((
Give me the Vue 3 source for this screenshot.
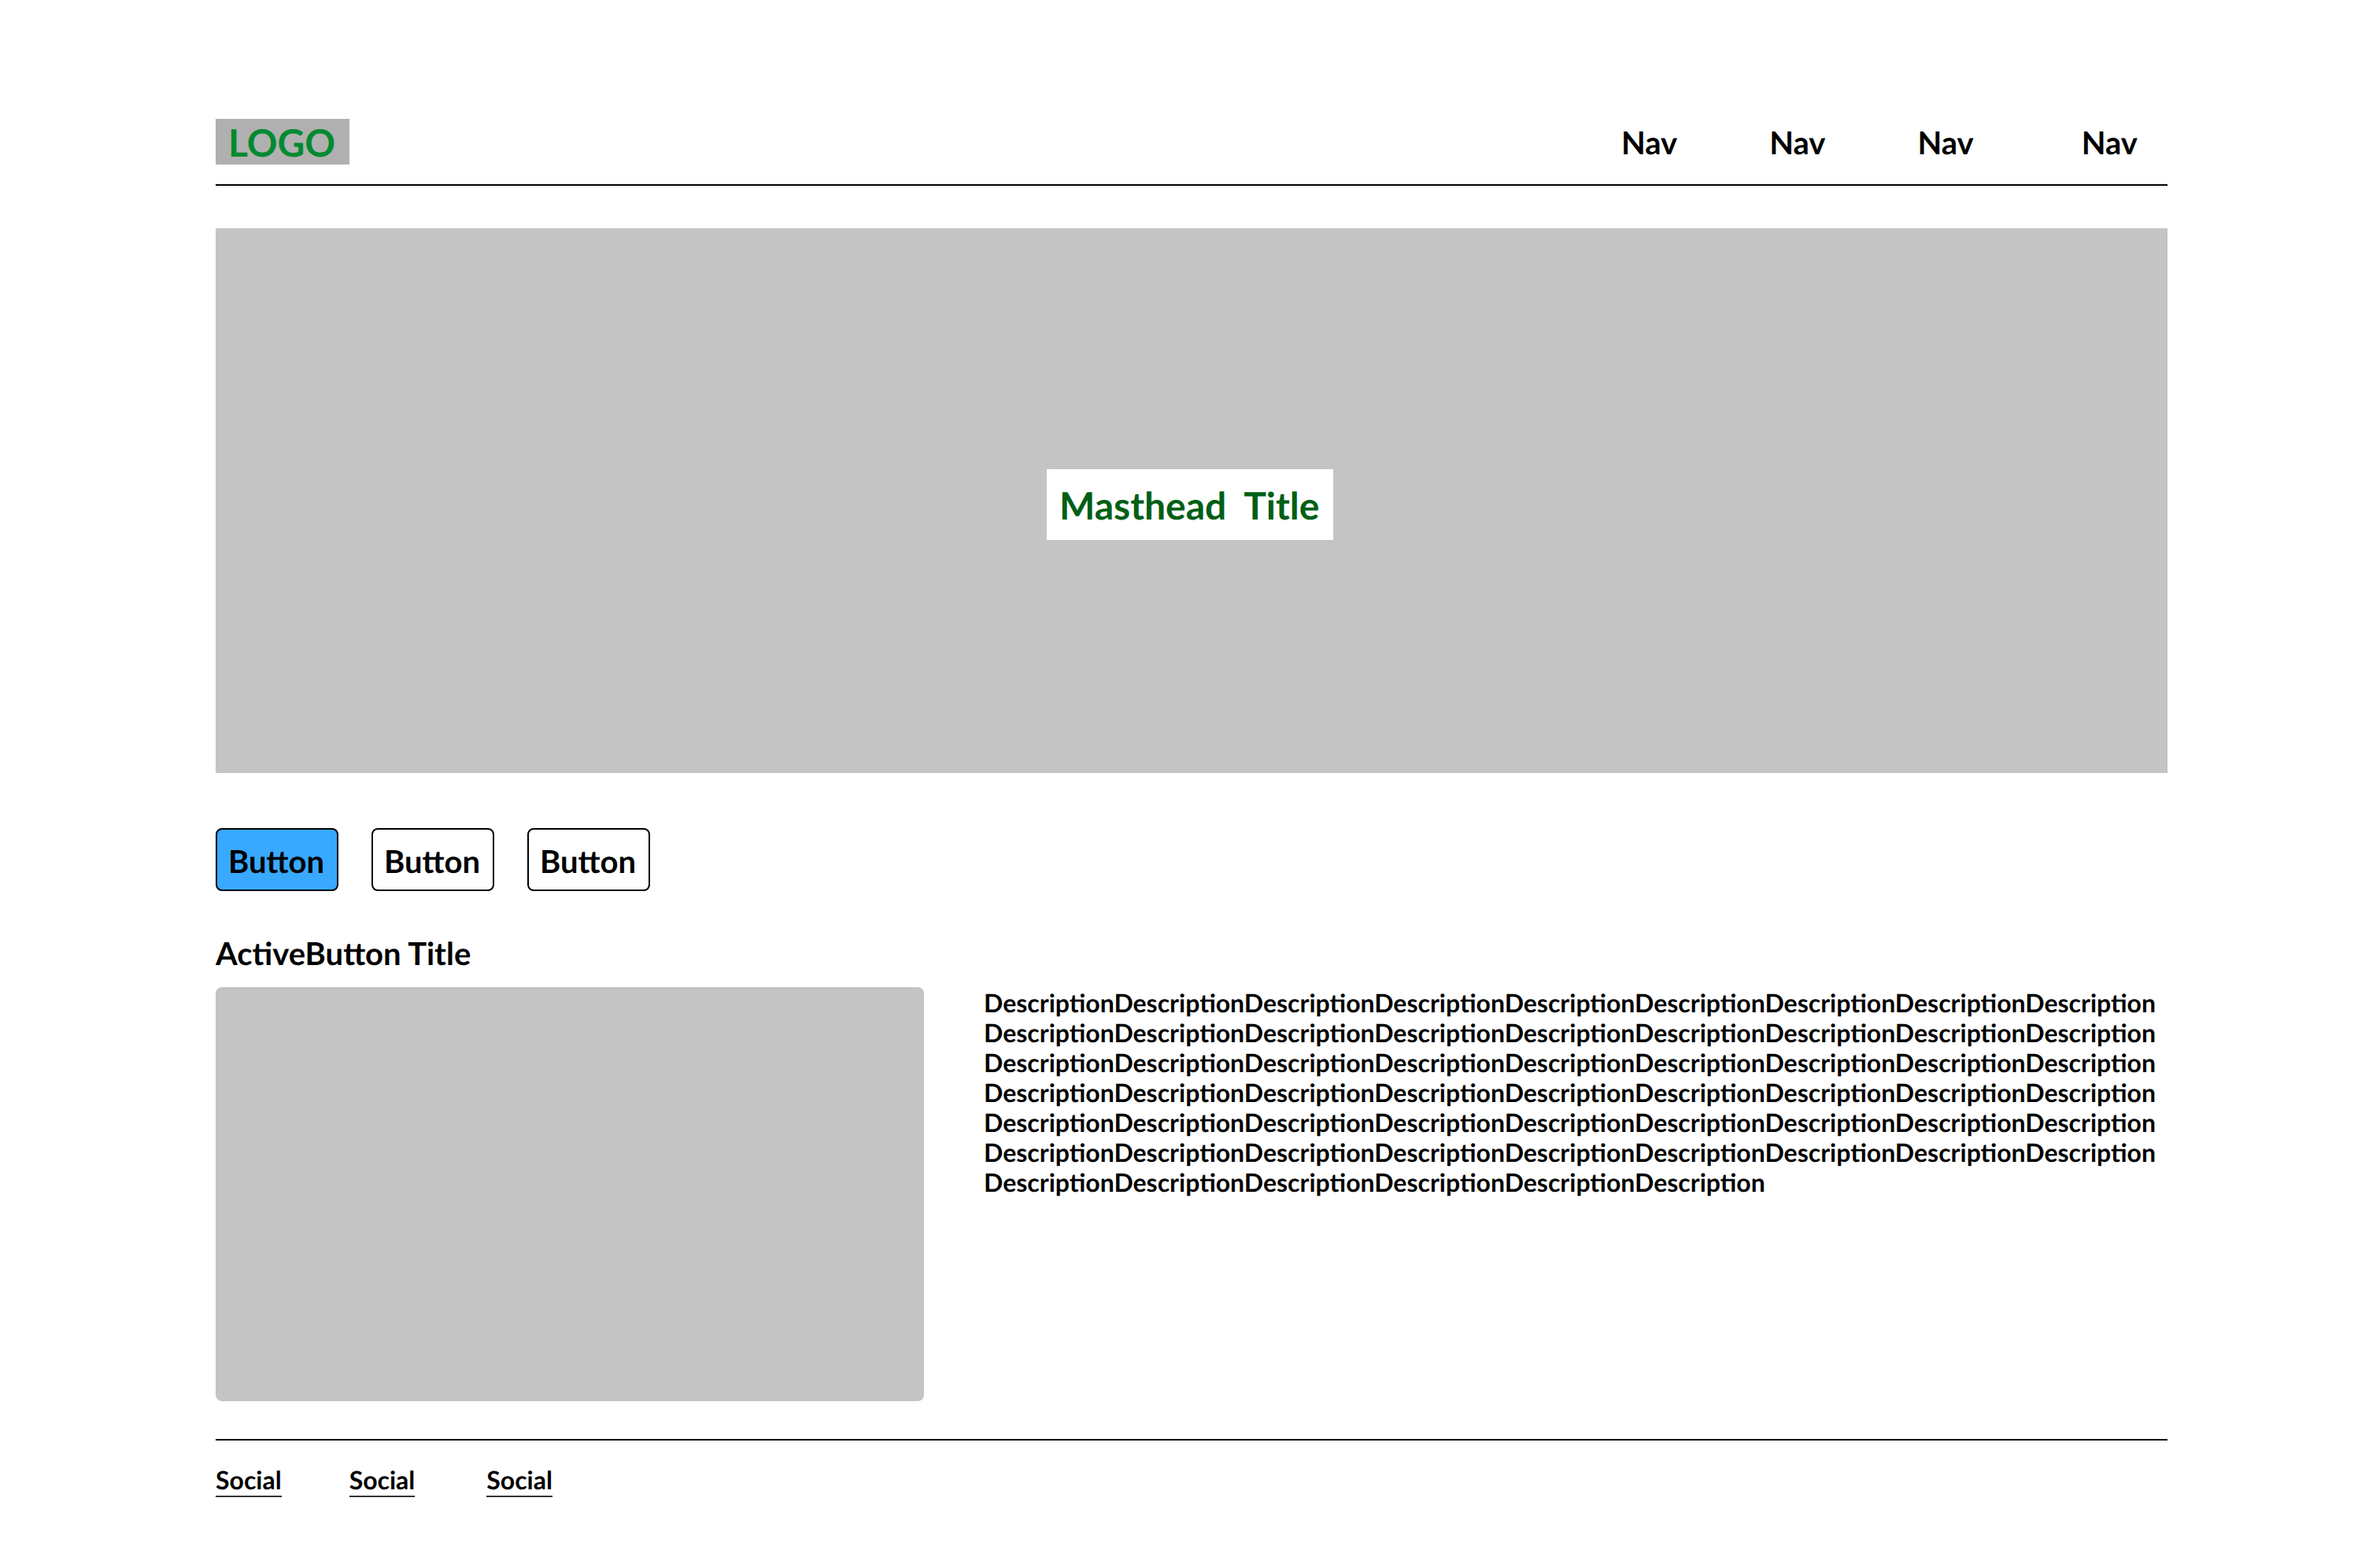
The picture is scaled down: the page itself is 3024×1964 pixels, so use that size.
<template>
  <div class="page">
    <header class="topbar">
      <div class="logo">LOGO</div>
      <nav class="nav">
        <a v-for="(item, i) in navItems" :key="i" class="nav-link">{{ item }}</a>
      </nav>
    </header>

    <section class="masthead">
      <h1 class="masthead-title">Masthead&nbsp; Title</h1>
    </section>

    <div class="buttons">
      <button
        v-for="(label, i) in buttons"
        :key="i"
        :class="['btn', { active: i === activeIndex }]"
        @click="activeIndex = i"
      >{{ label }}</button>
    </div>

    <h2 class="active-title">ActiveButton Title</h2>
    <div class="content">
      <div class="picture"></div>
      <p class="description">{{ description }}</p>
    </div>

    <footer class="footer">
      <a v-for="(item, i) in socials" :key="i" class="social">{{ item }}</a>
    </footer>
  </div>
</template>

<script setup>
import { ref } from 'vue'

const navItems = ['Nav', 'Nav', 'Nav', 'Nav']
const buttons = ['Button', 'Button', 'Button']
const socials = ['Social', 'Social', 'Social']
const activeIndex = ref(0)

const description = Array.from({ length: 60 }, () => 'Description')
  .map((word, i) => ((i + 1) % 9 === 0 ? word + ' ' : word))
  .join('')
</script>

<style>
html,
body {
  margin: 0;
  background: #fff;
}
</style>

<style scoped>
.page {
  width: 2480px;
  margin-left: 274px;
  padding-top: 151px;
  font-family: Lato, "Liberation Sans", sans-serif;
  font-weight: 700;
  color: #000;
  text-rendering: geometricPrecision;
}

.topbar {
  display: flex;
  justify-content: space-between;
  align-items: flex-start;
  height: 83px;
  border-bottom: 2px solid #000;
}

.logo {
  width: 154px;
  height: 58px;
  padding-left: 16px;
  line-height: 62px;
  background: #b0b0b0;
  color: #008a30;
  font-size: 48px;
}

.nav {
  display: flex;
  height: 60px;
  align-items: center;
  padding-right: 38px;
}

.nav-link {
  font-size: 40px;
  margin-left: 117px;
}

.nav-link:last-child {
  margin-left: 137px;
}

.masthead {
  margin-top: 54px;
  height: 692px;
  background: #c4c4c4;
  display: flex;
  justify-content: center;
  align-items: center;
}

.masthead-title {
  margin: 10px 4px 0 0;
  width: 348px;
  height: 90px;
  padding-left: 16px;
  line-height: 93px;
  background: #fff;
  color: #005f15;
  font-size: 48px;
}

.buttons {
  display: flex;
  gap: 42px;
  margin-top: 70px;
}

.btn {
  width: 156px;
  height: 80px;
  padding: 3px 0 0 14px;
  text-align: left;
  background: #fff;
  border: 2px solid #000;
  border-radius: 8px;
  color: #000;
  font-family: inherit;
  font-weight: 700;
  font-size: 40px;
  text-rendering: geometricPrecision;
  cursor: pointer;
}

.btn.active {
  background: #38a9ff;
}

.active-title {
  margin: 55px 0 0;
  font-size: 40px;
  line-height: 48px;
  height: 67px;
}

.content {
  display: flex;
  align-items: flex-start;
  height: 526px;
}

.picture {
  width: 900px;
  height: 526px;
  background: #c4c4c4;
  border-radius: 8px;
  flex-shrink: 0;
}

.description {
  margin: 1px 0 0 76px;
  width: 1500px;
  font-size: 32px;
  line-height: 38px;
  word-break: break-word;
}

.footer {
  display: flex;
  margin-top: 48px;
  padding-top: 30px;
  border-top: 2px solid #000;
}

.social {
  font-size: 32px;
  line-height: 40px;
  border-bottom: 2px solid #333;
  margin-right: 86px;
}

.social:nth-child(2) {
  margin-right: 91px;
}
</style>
))
▸ **Short task**: Skip the images and write out the rest of the listing exactly.

▸ **Solution for this task**:
Give me the Vue 3 source for this screenshot.
The picture is scaled down: the page itself is 3024×1964 pixels, so use that size.
<template>
  <div class="page">
    <header class="topbar">
      <div class="logo">LOGO</div>
      <nav class="nav">
        <a v-for="(item, i) in navItems" :key="i" class="nav-link">{{ item }}</a>
      </nav>
    </header>

    <section class="masthead">
      <h1 class="masthead-title">Masthead&nbsp; Title</h1>
    </section>

    <div class="buttons">
      <button
        v-for="(label, i) in buttons"
        :key="i"
        :class="['btn', { active: i === activeIndex }]"
        @click="activeIndex = i"
      >{{ label }}</button>
    </div>

    <h2 class="active-title">ActiveButton Title</h2>
    <div class="content">
      <div class="picture"></div>
      <p class="description">{{ description }}</p>
    </div>

    <footer class="footer">
      <a v-for="(item, i) in socials" :key="i" class="social">{{ item }}</a>
    </footer>
  </div>
</template>

<script setup>
import { ref } from 'vue'

const navItems = ['Nav', 'Nav', 'Nav', 'Nav']
const buttons = ['Button', 'Button', 'Button']
const socials = ['Social', 'Social', 'Social']
const activeIndex = ref(0)

const description = Array.from({ length: 60 }, () => 'Description')
  .map((word, i) => ((i + 1) % 9 === 0 ? word + ' ' : word))
  .join('')
</script>

<style>
html,
body {
  margin: 0;
  background: #fff;
}
</style>

<style scoped>
.page {
  width: 2480px;
  margin-left: 274px;
  padding-top: 151px;
  font-family: Lato, "Liberation Sans", sans-serif;
  font-weight: 700;
  color: #000;
  text-rendering: geometricPrecision;
}

.topbar {
  display: flex;
  justify-content: space-between;
  align-items: flex-start;
  height: 83px;
  border-bottom: 2px solid #000;
}

.logo {
  width: 154px;
  height: 58px;
  padding-left: 16px;
  line-height: 62px;
  background: #b0b0b0;
  color: #008a30;
  font-size: 48px;
}

.nav {
  display: flex;
  height: 60px;
  align-items: center;
  padding-right: 38px;
}

.nav-link {
  font-size: 40px;
  margin-left: 117px;
}

.nav-link:last-child {
  margin-left: 137px;
}

.masthead {
  margin-top: 54px;
  height: 692px;
  background: #c4c4c4;
  display: flex;
  justify-content: center;
  align-items: center;
}

.masthead-title {
  margin: 10px 4px 0 0;
  width: 348px;
  height: 90px;
  padding-left: 16px;
  line-height: 93px;
  background: #fff;
  color: #005f15;
  font-size: 48px;
}

.buttons {
  display: flex;
  gap: 42px;
  margin-top: 70px;
}

.btn {
  width: 156px;
  height: 80px;
  padding: 3px 0 0 14px;
  text-align: left;
  background: #fff;
  border: 2px solid #000;
  border-radius: 8px;
  color: #000;
  font-family: inherit;
  font-weight: 700;
  font-size: 40px;
  text-rendering: geometricPrecision;
  cursor: pointer;
}

.btn.active {
  background: #38a9ff;
}

.active-title {
  margin: 55px 0 0;
  font-size: 40px;
  line-height: 48px;
  height: 67px;
}

.content {
  display: flex;
  align-items: flex-start;
  height: 526px;
}

.picture {
  width: 900px;
  height: 526px;
  background: #c4c4c4;
  border-radius: 8px;
  flex-shrink: 0;
}

.description {
  margin: 1px 0 0 76px;
  width: 1500px;
  font-size: 32px;
  line-height: 38px;
  word-break: break-word;
}

.footer {
  display: flex;
  margin-top: 48px;
  padding-top: 30px;
  border-top: 2px solid #000;
}

.social {
  font-size: 32px;
  line-height: 40px;
  border-bottom: 2px solid #333;
  margin-right: 86px;
}

.social:nth-child(2) {
  margin-right: 91px;
}
</style>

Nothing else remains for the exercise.